Mr Pai stressed the bipartisan approach that had given rise to a lightly regulated internet in its early years, highlighting that the Clinton administration and a Republican Congress had stood back from imposing neutrality rules.
Regulators only sent a first shot across the bow of broadband companies in 2005, when the FCC laid out general principles about how they handle traffic. A subsequent action against Comcast for blocking traffic on file-sharing network BitTorrent was overthrown by an appeals court.
More formal rules, adopted in 2010, were also thrown out by a federal court after a challenge from Verizon. That led the FCC to turn back to an older and more stringent regulatory framework, which was first developed to govern monopoly telephone companies, though it promised to apply a light touch.
Mr Pai condemned the rules as “heavy-handed, utility-style regulations upon the internet”, and said they had “depressed investment in building and expanding broadband networks and deterred innovation”.
In place of the current restrictions, Mr Pai said internet service providers (ISPs) would have to be “transparent about their practices so that consumers can buy the service plan that’s best for them”. Opponents have argued that most US households have access to at most two broadband suppliers, producing too little competition to ensure networks remain open.
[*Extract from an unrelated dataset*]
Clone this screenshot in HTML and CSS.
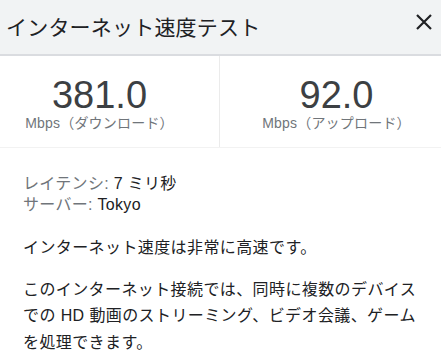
FILE: index.html
```html
<!DOCTYPE html>
<html lang="ja">
<head>
  <meta charset="UTF-8">
  <title>インターネット速度テスト</title>
  <link rel="stylesheet" href="styles.css">
</head>
<body>
  <div class="panel">
    <div class="panel-head">
      <h1 class="title">インターネット速度テスト</h1>
      <button class="close" aria-label="閉じる">
        <svg width="18" height="18" viewBox="0 0 18 18">
          <path d="M2 2 L16 16 M16 2 L2 16" stroke="#202124" stroke-width="2.2" fill="none"/>
        </svg>
      </button>
    </div>

    <div class="stats">
      <div class="stat stat-down">
        <div class="stat-value">381.0</div>
        <div class="stat-label">Mbps（ダウンロード）</div>
      </div>
      <div class="stat stat-up">
        <div class="stat-value">92.0</div>
        <div class="stat-label">Mbps（アップロード）</div>
      </div>
    </div>

    <div class="details">
      <div class="meta">
        <div><span class="meta-key">レイテンシ:</span> 7 ミリ秒</div>
        <div><span class="meta-key">サーバー:</span> Tokyo</div>
      </div>
      <p class="verdict">インターネット速度は非常に高速です。</p>
      <p class="verdict">このインターネット接続では、同時に複数のデバイスでの HD 動画のストリーミング、ビデオ会議、ゲームを処理できます。</p>
    </div>
  </div>
</body>
</html>
```

FILE: styles.css
```css
body {
  margin: 0;
  font-family: "Liberation Sans", "Noto Sans CJK JP", sans-serif;
  background: #fff;
  color: #202124;
}

.panel {
  width: 441px;
}

.panel-head {
  display: flex;
  align-items: center;
  justify-content: space-between;
  height: 56px;
  padding: 0 8px 0 6px;
  background: #f1f3f4;
  border-bottom: 2px solid #dadce0;
  box-sizing: border-box;
}

.title {
  margin: 0;
  font-size: 21px;
  font-weight: normal;
  letter-spacing: 0.2px;
  color: #202124;
  line-height: 1;
}

.close {
  align-self: flex-start;
  margin-top: 13px;
  padding: 0;
  width: 18px;
  height: 18px;
  border: none;
  background: none;
}

.close svg {
  display: block;
}

.stats {
  display: grid;
  grid-template-columns: 220px 1fr;
  height: 91px;
  border-bottom: 1px solid #f2f2f2;
}

.stat {
  text-align: center;
  padding-top: 20px;
}

.stat-down {
  padding-right: 20px;
  border-right: 1px solid #ebebeb;
}

.stat-up {
  padding-left: 12px;
}

.stat-value {
  font-size: 38px;
  line-height: 38px;
  color: #3c4043;
}

.stat-label {
  margin-top: 1px;
  font-size: 14px;
  line-height: 16px;
  letter-spacing: 0.2px;
  color: #70757a;
}

.details {
  padding: 25px 23px 0;
  font-size: 16px;
}

.meta {
  line-height: 21px;
  letter-spacing: 0.3px;
}

.meta-key {
  color: #70757a;
}

.verdict {
  margin: 20px 0 0;
  line-height: 26.7px;
  letter-spacing: 0.4px;
  color: #202124;
}

.verdict + .verdict {
  margin-top: 15px;
}
```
The FCC chairman also suggested that antitrust regulators would have a role to play in preventing broadband companies from using their new freedom to squeeze consumer or internet companies, with the Federal Trade Commission given the task of policing the way they operate.
Comments from companies and interest groups on both sides of the debate on Tuesday suggested that Mr Pai’s action would not be the last word on the issue.
Reddit, the online forum that played a central role in stirring up a groundswell of opposition to an earlier proposal to end net neutrality, said it would continue to push for regulations, adding: “It is crucial to innovation and the health of our economy that small businesses have equal access to the internet, with winners and losers chosen by consumers, not ISPs.”
Scrapping the 2015 regulations was the only option “given the lack of net neutrality harms to date, the virtually null chance of disruptions to business as usual, and the limited options afforded under the statute”, said Doug Brake, a telecom analyst at the Information Technology and Innovation Foundation. But he also said that Congress should “end this unnecessarily acrimonious debate once and for all”.